Fernández de Soto: No momento, vemos poucas consequências para os projetos de lítio, embora em outras ocasiões isso reduziria o interesse do investimento internacional no país devido à baixa estabilidade política. As condições de investimento na Bolívia são muito desfavoráveis para as empresas e com elevada intervenção estatal.
As empresas chinesas e russas envolvidas no desenvolvimento do lítio manterão os seus projetos.
BNamericas: Houve progresso nas plantas-piloto com a Rússia e a China, além na planta planejada com a Índia, que seria instalada ainda este ano?
Fernández de Soto: Vemos pouco progresso neste momento na extração de lítio e na transferência de conhecimento para desenvolver uma indústria de baterias elétricas, conforme mencionado em contratos com algumas empresas.
BNamericas: Como é necessária a autorização do Congresso para assinar contratos de plantas industriais, qual é a viabilidade de escalar essas plantas-pilotos para um nível industrial?
Fernández de Soto: Por enquanto, além dos problemas técnicos e de conhecimento para escalar a nível industrial, o problema político pode apresentar obstáculos.
A fragmentação política na Assembleia Nacional retardaria o progresso dos contratos com empresas para o desenvolvimento de projetos de lítio.
Neste momento, a expansão para nível industrial parece muito distante.
BNamericas: Quais efeitos políticos e econômicos a tentativa de golpe de Estado teria para a Bolívia?
Fernández de Soto: A polarização política continuará, pois o ex-presidente Evo Morales seguira tentando ganhar a presidência em 2025 e Luis Arce buscará a reeleição para o partido Movimento ao Socialismo [MAS].
Os indícios de que possivelmente foi um autogolpe aumentarão a polarização política nos próximos meses. Já o presidente do Senado, Andrónico Rodríguez, aliado de Morales, convocou uma comissão multipartidária para investigar as ações do Exército e os pronunciamentos de Juan José Zúñiga [que foi destituído e detido] de que Arce organizou o golpe.
Os efeitos econômicos são poucos por enquanto, mas a instabilidade política contínua retardará as reformas necessárias para melhorar a economia, entre elas, a aprovação de créditos de organizações multilaterais, reformas na lei dos hidrocarbonetos e outras mudanças necessárias.
BNamericas: Em quais setores os eventos políticos podem ter maior repercussão? Poderiam prejudicar o interesse estrangeiro no lítio?
Fernández de Soto: O escasso investimento internacional não parece ser afetado em sua maior parte. As empresas que operam na Bolívia já estão acostumadas com a instabilidade política.
O investimento internacional continua sendo escasso principalmente devido às condições de investimento, nas quais o Estado mantém controles substanciais. Isso deve continuar com o lítio no país, uma vez que o interesse das empresas internacionais – embora alto para explorar o lítio – permanece limitado pelas más condições de investimento.

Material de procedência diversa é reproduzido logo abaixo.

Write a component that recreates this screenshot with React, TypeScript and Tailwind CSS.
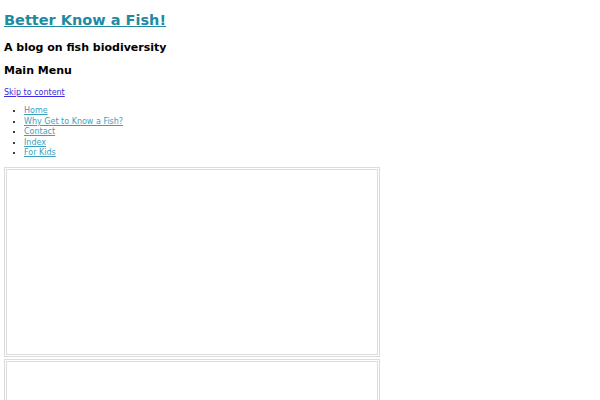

BNamericas: Dada a instabilidade política, é possível prever novas tentativas de golpe de Estado, agitação social ou outros tipos de ações que compliquem a economia?
Fernández de Soto: A probabilidade de um novo golpe de Estado é baixa, já que o presidente Arce aumentará seu controle sobre as Forças Armadas (se for confirmado que foi um golpe de Estado). No entanto, é altamente provável que vejamos agitação social na Bolívia nos próximos meses devido ao período eleitoral e à contínua polarização política.
Bloqueios e outros métodos de protesto também serão comuns devido à conjuntura econômica, como a falta de dólares e os problemas de distribuição de combustível.
BNamericas: sses eventos, assim como a tensão e a fragmentação política, podem ter efeitos nas eleições do próximo ano e nas eventuais intenções de Morales de voltar à presidência ou de Arce de buscar a reeleição?
Fernández de Soto: A probabilidade de que ambos os candidatos mudem de posição para 2025 é baixa, pois ambos buscam a presidência nesse ano. Como o golpe de Estado foi controlado, ambos continuarão buscando a candidatura do MAS.